Collected data:
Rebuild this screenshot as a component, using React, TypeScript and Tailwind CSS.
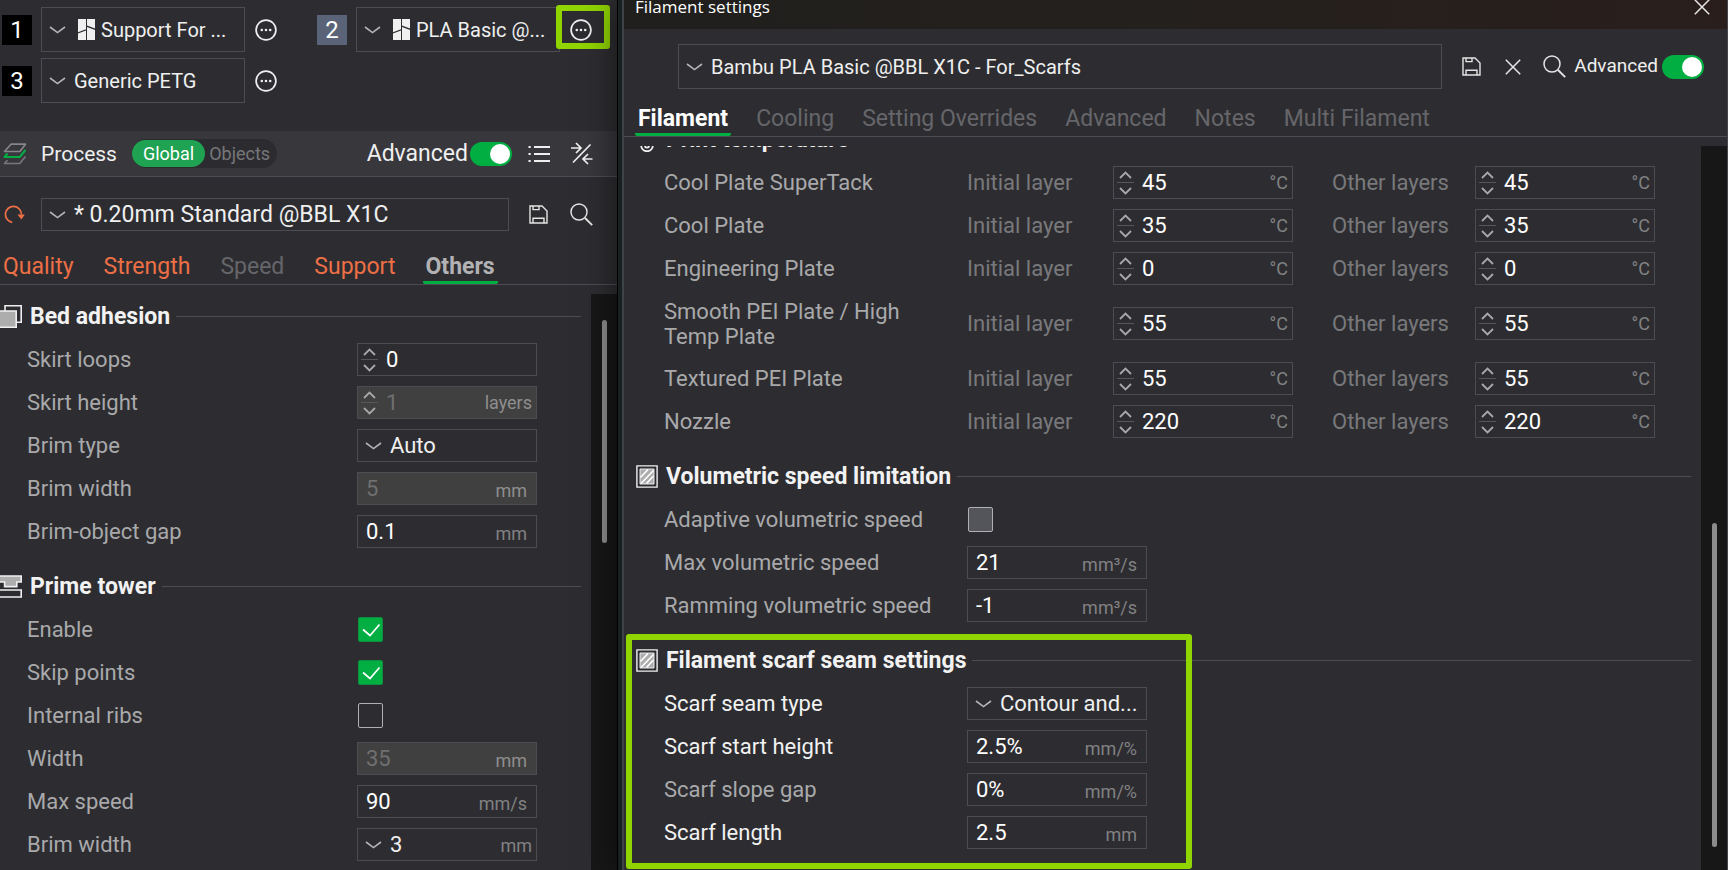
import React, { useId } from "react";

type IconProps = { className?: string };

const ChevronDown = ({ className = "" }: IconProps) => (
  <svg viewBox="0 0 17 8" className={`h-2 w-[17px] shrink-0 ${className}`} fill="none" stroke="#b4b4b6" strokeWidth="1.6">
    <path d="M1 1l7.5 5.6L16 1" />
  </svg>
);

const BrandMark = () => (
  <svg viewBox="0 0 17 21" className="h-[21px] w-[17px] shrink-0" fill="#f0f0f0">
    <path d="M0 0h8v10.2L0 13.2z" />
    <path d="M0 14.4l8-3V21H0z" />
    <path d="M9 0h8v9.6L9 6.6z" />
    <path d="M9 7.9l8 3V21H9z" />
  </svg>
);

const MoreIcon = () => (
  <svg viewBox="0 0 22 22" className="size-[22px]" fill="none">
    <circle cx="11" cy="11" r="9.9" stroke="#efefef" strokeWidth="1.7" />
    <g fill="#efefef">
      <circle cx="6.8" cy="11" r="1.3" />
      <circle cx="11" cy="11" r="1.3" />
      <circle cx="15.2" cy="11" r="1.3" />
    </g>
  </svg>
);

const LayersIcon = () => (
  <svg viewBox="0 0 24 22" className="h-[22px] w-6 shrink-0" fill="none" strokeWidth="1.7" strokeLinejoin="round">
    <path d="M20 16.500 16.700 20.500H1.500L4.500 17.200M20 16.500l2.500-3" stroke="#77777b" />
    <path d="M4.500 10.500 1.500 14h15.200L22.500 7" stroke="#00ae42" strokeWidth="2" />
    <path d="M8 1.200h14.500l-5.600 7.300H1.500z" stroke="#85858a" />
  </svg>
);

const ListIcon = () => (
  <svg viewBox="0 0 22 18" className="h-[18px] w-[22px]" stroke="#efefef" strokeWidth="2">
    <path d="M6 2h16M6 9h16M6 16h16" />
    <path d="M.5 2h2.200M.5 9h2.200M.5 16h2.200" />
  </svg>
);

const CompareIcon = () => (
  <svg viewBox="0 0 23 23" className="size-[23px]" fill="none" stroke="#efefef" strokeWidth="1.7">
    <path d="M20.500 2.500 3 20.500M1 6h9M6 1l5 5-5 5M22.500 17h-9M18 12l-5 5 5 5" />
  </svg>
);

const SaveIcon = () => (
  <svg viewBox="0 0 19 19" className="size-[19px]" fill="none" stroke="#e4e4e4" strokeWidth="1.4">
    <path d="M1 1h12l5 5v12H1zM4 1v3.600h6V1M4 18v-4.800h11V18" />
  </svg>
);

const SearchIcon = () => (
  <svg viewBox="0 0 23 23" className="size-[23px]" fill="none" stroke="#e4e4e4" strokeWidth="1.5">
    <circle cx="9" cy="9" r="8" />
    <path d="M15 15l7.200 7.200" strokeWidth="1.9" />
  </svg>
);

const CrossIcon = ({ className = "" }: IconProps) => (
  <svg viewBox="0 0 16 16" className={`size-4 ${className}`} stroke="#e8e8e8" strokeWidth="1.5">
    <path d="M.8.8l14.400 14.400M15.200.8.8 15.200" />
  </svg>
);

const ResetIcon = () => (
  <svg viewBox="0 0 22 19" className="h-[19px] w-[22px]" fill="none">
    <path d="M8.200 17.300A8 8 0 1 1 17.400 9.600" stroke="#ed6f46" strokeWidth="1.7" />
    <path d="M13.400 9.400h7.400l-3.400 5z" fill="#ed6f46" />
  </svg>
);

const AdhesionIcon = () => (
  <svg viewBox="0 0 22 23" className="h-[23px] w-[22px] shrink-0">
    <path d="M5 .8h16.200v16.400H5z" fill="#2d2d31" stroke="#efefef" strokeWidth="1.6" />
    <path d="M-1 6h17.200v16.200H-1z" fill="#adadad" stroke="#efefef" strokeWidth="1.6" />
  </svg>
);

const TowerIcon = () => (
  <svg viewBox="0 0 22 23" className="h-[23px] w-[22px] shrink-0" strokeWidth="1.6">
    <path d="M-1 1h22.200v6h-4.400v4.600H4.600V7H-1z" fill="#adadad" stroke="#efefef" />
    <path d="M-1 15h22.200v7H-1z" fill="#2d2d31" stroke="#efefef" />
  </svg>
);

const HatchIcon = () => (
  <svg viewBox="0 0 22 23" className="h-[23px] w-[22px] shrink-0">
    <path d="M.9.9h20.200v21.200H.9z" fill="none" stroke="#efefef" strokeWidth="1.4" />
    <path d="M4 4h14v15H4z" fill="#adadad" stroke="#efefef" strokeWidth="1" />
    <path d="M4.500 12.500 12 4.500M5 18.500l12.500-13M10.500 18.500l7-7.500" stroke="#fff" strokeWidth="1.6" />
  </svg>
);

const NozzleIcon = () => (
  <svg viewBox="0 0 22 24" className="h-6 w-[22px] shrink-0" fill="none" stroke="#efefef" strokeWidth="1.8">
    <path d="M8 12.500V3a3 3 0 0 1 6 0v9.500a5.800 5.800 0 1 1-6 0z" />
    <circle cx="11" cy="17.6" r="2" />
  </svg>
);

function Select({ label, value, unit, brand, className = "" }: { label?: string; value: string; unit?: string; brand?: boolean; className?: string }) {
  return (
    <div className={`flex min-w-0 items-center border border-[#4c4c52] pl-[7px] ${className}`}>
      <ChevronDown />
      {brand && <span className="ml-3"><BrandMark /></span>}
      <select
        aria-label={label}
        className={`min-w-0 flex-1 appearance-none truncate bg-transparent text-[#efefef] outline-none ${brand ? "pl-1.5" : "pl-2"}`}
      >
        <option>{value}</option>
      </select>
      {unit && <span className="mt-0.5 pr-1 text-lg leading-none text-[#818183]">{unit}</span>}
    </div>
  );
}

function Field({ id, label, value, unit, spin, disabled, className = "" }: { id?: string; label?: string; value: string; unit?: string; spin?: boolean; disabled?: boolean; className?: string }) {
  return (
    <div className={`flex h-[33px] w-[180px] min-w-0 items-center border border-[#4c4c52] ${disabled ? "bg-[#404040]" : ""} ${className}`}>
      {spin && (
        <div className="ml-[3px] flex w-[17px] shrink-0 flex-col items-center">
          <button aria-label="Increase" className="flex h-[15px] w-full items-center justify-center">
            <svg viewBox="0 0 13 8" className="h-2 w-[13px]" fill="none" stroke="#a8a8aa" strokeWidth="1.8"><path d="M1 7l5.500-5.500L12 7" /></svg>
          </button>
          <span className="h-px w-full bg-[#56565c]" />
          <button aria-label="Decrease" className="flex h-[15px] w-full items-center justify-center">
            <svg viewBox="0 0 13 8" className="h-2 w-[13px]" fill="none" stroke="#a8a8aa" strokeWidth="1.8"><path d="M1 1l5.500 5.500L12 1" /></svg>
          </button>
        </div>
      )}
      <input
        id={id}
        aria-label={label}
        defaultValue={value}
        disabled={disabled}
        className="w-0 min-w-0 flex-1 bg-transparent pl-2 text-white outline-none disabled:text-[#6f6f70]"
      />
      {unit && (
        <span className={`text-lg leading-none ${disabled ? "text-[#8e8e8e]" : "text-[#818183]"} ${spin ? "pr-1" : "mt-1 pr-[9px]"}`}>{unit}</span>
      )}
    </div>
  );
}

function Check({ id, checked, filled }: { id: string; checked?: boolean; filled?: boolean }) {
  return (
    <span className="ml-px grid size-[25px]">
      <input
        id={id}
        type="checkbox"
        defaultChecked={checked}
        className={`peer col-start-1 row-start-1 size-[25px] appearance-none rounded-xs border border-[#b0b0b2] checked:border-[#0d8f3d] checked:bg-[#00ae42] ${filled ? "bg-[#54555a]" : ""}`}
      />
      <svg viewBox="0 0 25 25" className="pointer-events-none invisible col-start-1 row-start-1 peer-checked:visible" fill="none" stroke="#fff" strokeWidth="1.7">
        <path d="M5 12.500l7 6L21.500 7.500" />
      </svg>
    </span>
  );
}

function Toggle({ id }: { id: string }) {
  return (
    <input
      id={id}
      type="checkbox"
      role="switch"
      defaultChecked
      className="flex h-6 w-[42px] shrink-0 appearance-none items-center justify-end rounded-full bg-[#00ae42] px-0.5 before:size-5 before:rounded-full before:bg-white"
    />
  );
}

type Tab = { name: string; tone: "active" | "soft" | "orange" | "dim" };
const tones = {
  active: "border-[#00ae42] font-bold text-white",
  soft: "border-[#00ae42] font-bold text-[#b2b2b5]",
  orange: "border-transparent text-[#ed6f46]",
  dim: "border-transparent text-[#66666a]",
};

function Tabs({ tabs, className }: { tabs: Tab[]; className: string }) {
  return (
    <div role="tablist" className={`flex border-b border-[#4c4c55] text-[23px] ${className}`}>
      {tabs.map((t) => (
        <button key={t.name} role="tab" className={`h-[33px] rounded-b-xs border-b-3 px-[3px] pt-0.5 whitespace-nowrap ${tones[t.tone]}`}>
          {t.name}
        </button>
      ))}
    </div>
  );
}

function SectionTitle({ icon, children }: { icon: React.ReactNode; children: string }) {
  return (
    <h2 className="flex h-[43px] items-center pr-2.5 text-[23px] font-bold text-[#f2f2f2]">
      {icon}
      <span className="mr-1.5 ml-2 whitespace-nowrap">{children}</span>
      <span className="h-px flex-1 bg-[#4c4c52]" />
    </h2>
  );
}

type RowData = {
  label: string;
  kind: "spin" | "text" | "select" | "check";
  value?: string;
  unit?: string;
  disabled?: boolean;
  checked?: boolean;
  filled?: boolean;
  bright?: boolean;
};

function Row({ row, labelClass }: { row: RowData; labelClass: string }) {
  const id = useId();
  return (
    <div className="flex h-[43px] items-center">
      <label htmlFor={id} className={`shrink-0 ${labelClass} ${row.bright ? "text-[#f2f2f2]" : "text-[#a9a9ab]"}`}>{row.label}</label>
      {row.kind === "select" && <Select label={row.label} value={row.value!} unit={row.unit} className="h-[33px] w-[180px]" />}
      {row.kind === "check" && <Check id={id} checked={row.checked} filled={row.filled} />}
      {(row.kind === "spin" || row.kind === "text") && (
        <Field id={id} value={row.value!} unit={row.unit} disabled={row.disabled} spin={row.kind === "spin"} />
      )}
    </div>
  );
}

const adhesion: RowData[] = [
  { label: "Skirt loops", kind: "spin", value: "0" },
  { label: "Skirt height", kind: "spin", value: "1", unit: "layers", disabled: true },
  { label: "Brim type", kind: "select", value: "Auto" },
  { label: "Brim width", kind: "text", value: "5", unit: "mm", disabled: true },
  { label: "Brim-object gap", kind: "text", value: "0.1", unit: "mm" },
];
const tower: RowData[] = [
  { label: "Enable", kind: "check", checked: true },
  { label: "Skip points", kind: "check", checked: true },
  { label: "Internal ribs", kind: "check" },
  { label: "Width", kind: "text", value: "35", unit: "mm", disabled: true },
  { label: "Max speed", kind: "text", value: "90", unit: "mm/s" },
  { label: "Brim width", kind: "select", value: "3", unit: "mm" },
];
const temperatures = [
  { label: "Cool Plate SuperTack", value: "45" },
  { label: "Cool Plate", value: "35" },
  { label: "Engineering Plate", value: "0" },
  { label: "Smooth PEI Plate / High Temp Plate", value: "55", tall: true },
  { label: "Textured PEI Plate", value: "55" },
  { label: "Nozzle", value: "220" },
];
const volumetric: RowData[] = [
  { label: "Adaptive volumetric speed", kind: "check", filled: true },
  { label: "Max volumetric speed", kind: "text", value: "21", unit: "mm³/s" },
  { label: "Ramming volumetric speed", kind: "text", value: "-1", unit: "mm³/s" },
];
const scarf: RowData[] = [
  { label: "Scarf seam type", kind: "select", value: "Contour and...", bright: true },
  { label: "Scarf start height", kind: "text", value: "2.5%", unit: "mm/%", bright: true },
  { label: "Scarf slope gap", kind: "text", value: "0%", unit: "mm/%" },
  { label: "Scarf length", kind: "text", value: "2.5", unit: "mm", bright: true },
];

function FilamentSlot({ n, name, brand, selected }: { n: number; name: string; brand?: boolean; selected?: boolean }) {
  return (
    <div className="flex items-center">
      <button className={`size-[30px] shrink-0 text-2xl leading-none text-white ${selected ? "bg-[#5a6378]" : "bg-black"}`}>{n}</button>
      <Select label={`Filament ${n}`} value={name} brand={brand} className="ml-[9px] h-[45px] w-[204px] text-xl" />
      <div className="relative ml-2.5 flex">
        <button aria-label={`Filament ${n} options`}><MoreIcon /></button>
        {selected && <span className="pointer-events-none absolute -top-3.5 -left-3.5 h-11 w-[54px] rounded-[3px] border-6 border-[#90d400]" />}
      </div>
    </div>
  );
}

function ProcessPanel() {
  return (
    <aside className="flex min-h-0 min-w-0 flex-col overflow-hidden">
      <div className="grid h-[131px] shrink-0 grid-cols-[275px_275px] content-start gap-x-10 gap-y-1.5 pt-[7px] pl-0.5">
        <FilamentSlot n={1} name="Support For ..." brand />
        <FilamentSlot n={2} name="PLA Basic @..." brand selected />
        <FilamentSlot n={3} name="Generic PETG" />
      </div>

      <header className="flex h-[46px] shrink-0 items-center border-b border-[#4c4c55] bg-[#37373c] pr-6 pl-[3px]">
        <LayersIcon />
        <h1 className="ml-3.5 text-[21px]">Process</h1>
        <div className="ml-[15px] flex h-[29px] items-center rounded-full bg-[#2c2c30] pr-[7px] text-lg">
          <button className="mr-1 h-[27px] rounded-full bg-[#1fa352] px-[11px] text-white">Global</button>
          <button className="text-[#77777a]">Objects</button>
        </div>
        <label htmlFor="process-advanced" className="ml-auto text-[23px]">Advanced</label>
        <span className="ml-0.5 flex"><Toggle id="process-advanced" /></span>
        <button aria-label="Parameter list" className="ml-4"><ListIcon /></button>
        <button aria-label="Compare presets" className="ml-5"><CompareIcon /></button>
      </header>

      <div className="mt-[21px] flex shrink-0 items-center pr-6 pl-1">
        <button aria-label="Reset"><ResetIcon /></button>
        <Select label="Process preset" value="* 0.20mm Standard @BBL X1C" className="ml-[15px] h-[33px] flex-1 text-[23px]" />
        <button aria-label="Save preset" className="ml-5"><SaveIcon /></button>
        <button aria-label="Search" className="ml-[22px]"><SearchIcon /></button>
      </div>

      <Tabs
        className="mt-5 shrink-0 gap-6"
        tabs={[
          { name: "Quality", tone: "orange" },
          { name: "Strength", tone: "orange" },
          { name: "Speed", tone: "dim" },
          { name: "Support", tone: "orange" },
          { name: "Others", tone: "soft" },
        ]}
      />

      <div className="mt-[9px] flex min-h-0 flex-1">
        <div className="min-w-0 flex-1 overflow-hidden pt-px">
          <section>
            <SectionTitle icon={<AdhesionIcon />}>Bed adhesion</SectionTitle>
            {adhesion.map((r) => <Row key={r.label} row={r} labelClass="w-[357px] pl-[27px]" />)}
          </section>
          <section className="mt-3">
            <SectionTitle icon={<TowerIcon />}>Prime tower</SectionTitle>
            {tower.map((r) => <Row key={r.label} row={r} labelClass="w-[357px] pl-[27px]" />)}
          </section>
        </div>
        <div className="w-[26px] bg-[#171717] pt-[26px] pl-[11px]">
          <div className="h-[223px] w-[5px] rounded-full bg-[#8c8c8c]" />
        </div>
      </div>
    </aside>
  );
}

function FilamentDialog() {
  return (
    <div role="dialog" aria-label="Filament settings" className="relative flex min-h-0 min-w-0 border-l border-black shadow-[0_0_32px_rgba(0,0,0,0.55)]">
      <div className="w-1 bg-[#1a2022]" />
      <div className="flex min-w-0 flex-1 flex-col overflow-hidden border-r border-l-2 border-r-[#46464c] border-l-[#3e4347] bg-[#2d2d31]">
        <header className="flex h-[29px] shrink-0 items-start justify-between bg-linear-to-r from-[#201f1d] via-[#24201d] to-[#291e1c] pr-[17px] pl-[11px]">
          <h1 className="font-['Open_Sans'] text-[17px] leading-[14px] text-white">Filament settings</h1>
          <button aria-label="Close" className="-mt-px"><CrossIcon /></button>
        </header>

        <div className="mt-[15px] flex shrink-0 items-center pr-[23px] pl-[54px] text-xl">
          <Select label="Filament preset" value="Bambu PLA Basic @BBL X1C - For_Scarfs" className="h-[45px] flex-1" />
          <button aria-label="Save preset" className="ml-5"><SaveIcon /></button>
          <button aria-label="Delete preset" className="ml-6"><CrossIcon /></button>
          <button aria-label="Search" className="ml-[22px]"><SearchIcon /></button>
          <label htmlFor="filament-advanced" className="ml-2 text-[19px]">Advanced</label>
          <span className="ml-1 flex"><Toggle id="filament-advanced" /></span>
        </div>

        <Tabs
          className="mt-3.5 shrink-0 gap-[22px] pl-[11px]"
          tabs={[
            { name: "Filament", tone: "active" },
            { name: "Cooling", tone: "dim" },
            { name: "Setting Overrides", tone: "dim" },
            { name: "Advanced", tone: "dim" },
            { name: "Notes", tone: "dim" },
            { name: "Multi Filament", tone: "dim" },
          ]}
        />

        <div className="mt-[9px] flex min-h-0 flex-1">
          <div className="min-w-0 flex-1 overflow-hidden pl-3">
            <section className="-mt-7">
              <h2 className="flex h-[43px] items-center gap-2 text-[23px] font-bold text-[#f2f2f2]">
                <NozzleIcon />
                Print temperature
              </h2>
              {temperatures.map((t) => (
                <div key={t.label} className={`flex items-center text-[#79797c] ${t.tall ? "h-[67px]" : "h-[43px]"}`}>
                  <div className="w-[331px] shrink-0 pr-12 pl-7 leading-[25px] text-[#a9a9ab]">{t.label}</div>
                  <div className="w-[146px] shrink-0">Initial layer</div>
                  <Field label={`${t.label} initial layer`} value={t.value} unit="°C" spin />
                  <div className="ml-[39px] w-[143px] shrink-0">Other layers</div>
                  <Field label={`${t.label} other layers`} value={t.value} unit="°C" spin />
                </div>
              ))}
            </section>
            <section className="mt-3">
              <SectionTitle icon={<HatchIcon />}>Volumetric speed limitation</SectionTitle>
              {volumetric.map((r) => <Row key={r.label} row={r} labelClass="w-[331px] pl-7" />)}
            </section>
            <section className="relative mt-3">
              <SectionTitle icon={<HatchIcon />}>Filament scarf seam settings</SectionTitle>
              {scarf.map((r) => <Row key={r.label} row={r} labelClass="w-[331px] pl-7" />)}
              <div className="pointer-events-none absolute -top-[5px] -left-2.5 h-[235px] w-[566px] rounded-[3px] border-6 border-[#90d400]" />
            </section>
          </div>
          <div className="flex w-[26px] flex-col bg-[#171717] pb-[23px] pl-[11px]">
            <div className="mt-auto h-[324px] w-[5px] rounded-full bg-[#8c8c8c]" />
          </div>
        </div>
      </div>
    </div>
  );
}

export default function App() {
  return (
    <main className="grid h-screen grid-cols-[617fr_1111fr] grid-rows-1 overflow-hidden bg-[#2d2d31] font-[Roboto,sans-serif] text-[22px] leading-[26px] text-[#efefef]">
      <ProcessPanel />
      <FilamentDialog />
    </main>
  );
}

What is asked: Give the number of lines above in which the word "React" occurs, with nothing else.

Result of the exercise: 3